Writer: Lanie Robertson
Director: Austin Pendleton
Reviewer: Scott Matthewman
For a woman born at the tail end of the 19th century, Peggy Guggenheim strikes a very modern, liberated chord in Woman Before a Glass, a one-act play by Lanie Robertson. Far more sexually and socially liberated than her peers, Guggenheim collected husbands (not necessarily her own) with as much vigour as she did art.
Much like Robertson’s Lady Day at the Emerson Bar & Grill, which played to acclaim in the West End last year, the play is an extended monologue exploring a woman’s life from her own point of view. Here, Judy Rosenblatt plays Guggenheim with a mischievous twinkle as she awaits the visit of the Italian president to the Venice palazzo which she has crammed with modern art.
In Rosenblatt’s delivery, Guggenheim is warm and engaging, utterly believable as someone who had a passionate affair with Samuel Beckett, was best friends with Marchel Duchamp and acted as patron to the likes of Jackson Pollock.

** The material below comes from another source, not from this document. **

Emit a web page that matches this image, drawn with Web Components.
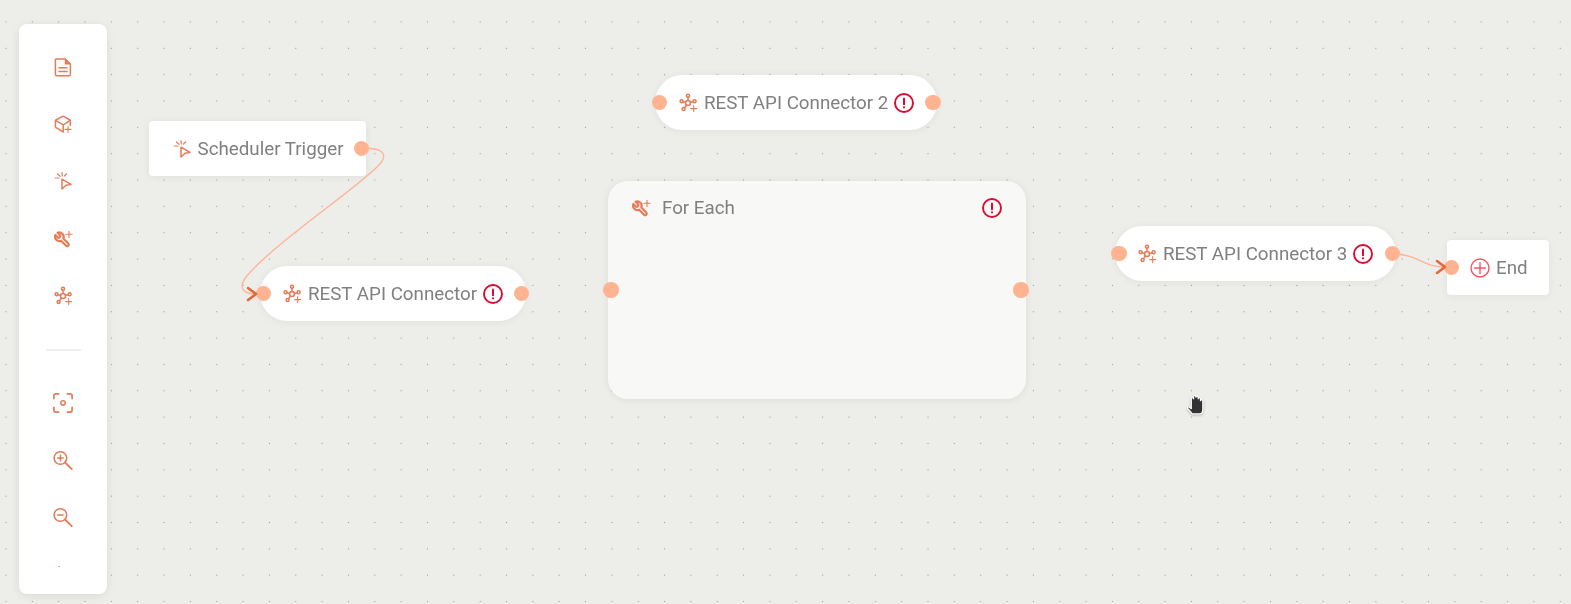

But there is insecurity, too: not only a sense of inferiority compared to other branches of the Guggenheim family (due in part to her father’s untimely death aboard the RMS Titanic, they were “millionaires, not billionaires”) but also her despair at her daughter’s ongoing battles with depression.
Indeed, the relationship between Guggenheim and her offspring is seen as less important to the woman than that between her and her art collection: she refers to giving up her son Sindbad to the custody of her ex-husband because he made too much noise, while her paintings and statuary are what she unironically refers to as “my children”.
The contrast between the effort she puts into finding her artworks a home after her death, and the emotional distance from own children, hits home eventually. Rosenblatt’s reaction to a final, devastating phone call provides the climax of a piece which allows the portrayal of Guggenheim as a complex, layered woman.
Director Austin Pendleton brings a dynamism to the 90-minute monologue, ensuring that Rosenblatt is conversationally humorous and animated when needed, bringing extra contrast to her moments of stillness and introspection. Erika Rodriguez’s set foregoes any attempt to portray Guggenheim’s art collection by setting the action in possibly the only art-free room in the woman’s Venetian home.
But the emptiness of the cream walls do at least allow us to concentrate on Rosenblatt’s performance: full of character and warmth, and utterly convincing as a woman who gave her life to her passion for art.